En mars dernier, le Premier ministre annonçait la mise en place de restrictions aux droits des immigrés en matière d’aide au logement, d’indemnité chômage et d’accès au système de santé. Aux étrangers qu’il appelle les «touristes de la santé», le dirigeant conservateur expliquait : «nous avons un service national gratuit de santé, ce n’est pas un service international». Il exprimait également sa volonté de récupérer auprès des pays de l’Espace économique européen, l’argent dépensé pour soigner leurs ressortissants au Royaume-Uni.
Le ministère de l’Intérieur prévoit aujourd’hui de demander aux immigrés en provenance de «pays à haut risque» de verser une caution de 3.000 livres pour pouvoir entrer au Royaume-Uni. Il s’agit, selon le gouvernement, de prévenir une «prolongation indue du séjour» et de compenser d’éventuels coûts de santé. Par «pays à haut risque», le gouvernement britannique entend l’Inde, le Nigeria, le Kenya, le Pakistan, le Sri Lanka et le Bangladesh.

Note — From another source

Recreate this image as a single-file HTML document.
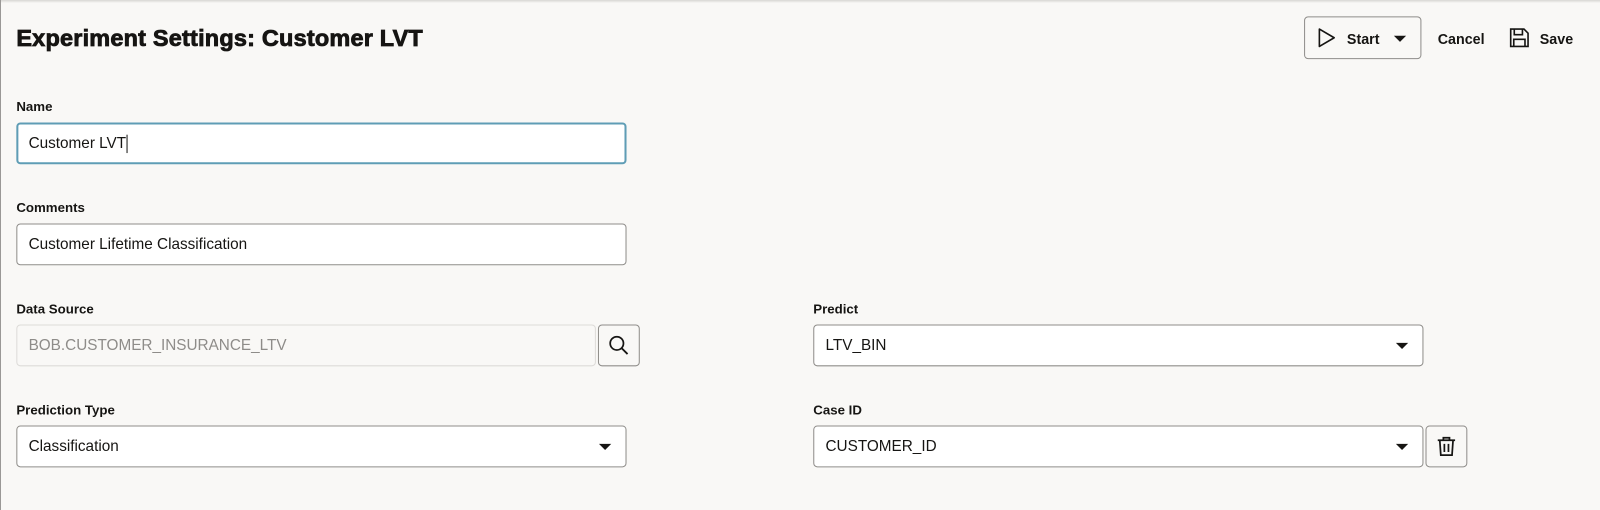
<!DOCTYPE html>
<html><head><style>
body{margin:0;width:1600px;height:510px;background:#f9f8f6;font-family:"Liberation Sans",sans-serif;color:#161513;position:relative;overflow:hidden}
#w{position:absolute;left:0;top:0;width:1568px;height:500px;transform:scale(1.0204);transform-origin:0 0}
.topsh{position:absolute;left:0;top:0;width:1600px;height:3px;background:linear-gradient(#d8d6d3,#f9f8f6)}
.lb{position:absolute;left:0;top:0;width:1px;height:510px;background:#9a9896}
.t{position:absolute;left:16px;top:24px;font-size:23px;font-weight:bold;letter-spacing:0.2px;-webkit-text-stroke:0.8px #161513}
.l{position:absolute;font-size:13px;font-weight:bold}
.i{position:absolute;box-sizing:border-box;height:41px;background:#fff;border:1px solid #8f8d8a;border-radius:4px;font-size:15px;line-height:39px;padding-left:11px}
.dd::after{content:"";position:absolute;right:14px;top:17px;border-left:6px solid transparent;border-right:6px solid transparent;border-top:6px solid #161513}
.b{position:absolute;box-sizing:border-box;height:41px;width:41px;border:1px solid #8f8d8a;border-radius:4px;background:#f9f8f6}
.tb{position:absolute;font-size:14px;font-weight:bold;top:30px}
</style></head><body>
<div class="topsh"></div><div class="lb"></div>
<div id="w">
<div class="t">Experiment Settings: Customer LVT</div>
<div class="b" style="left:1278px;top:16px;width:115px;height:42px"></div>
<svg style="position:absolute;left:1290px;top:27px" width="20" height="20" viewBox="0 0 20 20"><path d="M3 1.5 L17.5 10 L3 18.5 Z" fill="none" stroke="#161513" stroke-width="1.6" stroke-linejoin="round"/></svg>
<div class="tb" style="left:1320px">Start</div>
<div style="position:absolute;left:1366px;top:35px;border-left:6px solid transparent;border-right:6px solid transparent;border-top:6px solid #161513"></div>
<div class="tb" style="left:1409px">Cancel</div>
<svg style="position:absolute;left:1479px;top:27px" width="20" height="20" viewBox="0 0 20 20"><path d="M1.5 1.5 H14.5 L18.5 5.5 V18.5 H1.5 Z M5 1.5 V7 H13 V1.5 M4.5 18.5 V11.5 H15.5 V18.5" fill="none" stroke="#161513" stroke-width="1.6"/></svg>
<div class="tb" style="left:1509px">Save</div>

<div class="l" style="left:16px;top:97px">Name</div>
<div class="i" style="left:16px;top:120px;width:598px;border:2px solid #5f9db5;line-height:37px;padding-left:10px">Customer LVT<span style="display:inline-block;width:1px;height:18px;background:#161513;vertical-align:middle"></span></div>
<div class="l" style="left:16px;top:196px">Comments</div>
<div class="i" style="left:16px;top:219px;width:598px">Customer Lifetime Classification</div>
<div class="l" style="left:16px;top:295px">Data Source</div>
<div class="i" style="left:16px;top:318px;width:568px;background:#f9f8f6;border-color:#dddbd8;color:#8e8c89">BOB.CUSTOMER_INSURANCE_LTV</div>
<div class="b" style="left:586px;top:318px"></div>
<svg style="position:absolute;left:596px;top:328px" width="21" height="21" viewBox="0 0 21 21"><circle cx="8.5" cy="8.5" r="6.5" fill="none" stroke="#161513" stroke-width="1.7"/><path d="M13.3 13.3 L19 19" stroke="#161513" stroke-width="1.8"/></svg>
<div class="l" style="left:797px;top:295px">Predict</div>
<div class="i dd" style="left:797px;top:318px;width:598px">LTV_BIN</div>
<div class="l" style="left:16px;top:394px">Prediction Type</div>
<div class="i dd" style="left:16px;top:417px;width:598px">Classification</div>
<div class="l" style="left:797px;top:394px">Case ID</div>
<div class="i dd" style="left:797px;top:417px;width:598px">CUSTOMER_ID</div>
<div class="b" style="left:1397px;top:417px"></div>
<svg style="position:absolute;left:1407px;top:427px" width="21" height="21" viewBox="0 0 21 21"><path d="M2 4.5 H19 M7.5 4.5 V2 H13.5 V4.5 M4 4.5 L5 19 H16 L17 4.5 M8.5 8 V16 M12.5 8 V16" fill="none" stroke="#161513" stroke-width="1.7"/></svg>
</div>
</body></html>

A la conquête des électeurs de l’UKIP
Le Royaume-Uni accueille un nombre d’immigrés sensiblement égal à celui de la France et inférieur à celui des Etats-Unis, de l’Allemagne, de la Suisse ou encore de l’Espagne. Pourquoi alors cette obsession gouvernementale sur la question de l’immigration ? La réponse est sans doute à chercher du côté de l’UK Independence Party.
Cette formation politique d’extrême droite séduit de plus en plus les électeurs et elle a obtenu 23% des voix aux dernières élections locales de mai 2013. Nigel Farage, le leader de l’UKIP, a fait de la réduction du nombre d’immigrés son cheval de bataille et David Cameron a jugé rentable de se lancer à son tour sur ce terrain. Le Premier ministre s’est d’ailleurs tellement investi dans la lutte contre l’immigration que l’UKIP lui-même a été amené à condamner les «rafles» gouvernementales visant les étrangers au Royaume-Uni.
Mais à trop vouloir séduire l’électorat de droite, Cameron pourrait avoir à payer les lourdes conséquences économiques de sa politique contre l’immigration.
Pour Jonathan Portes, directeur du National Institute of Economic and Social Research, l’immigration est le principal moteur du baby-boom observé entre 2011 et 2012 au Royaume-Uni. De fait, elle a des retombées positives sur l’économie. «Ceux qui sont nés aujourd'hui ou les immigrants qui s'installent de nos jours vont contribuer au financement des retraites et des services publics dans l'avenir» explique M. Portes. Il a également rappelé que les recherches montraient que les immigrés européens «payent bien plus qu’ils ne coûtent» au pays.
Philip Stephens, écrivain et journaliste au Financial Times, affirme de son côté que la politique anti-immigration peut avoir des répercussions économiques «dévastatrices». «Pourquoi un chef d’entreprise de bon sens, qu’il soit originaire de Chine, d’Inde ou du Brésil, investirait-il dans un pays qui lui refuse l’accès à l’UE et fait savoir à ses compatriotes qu’ils sont indésirables sur son territoire?» remarque M. Stephens.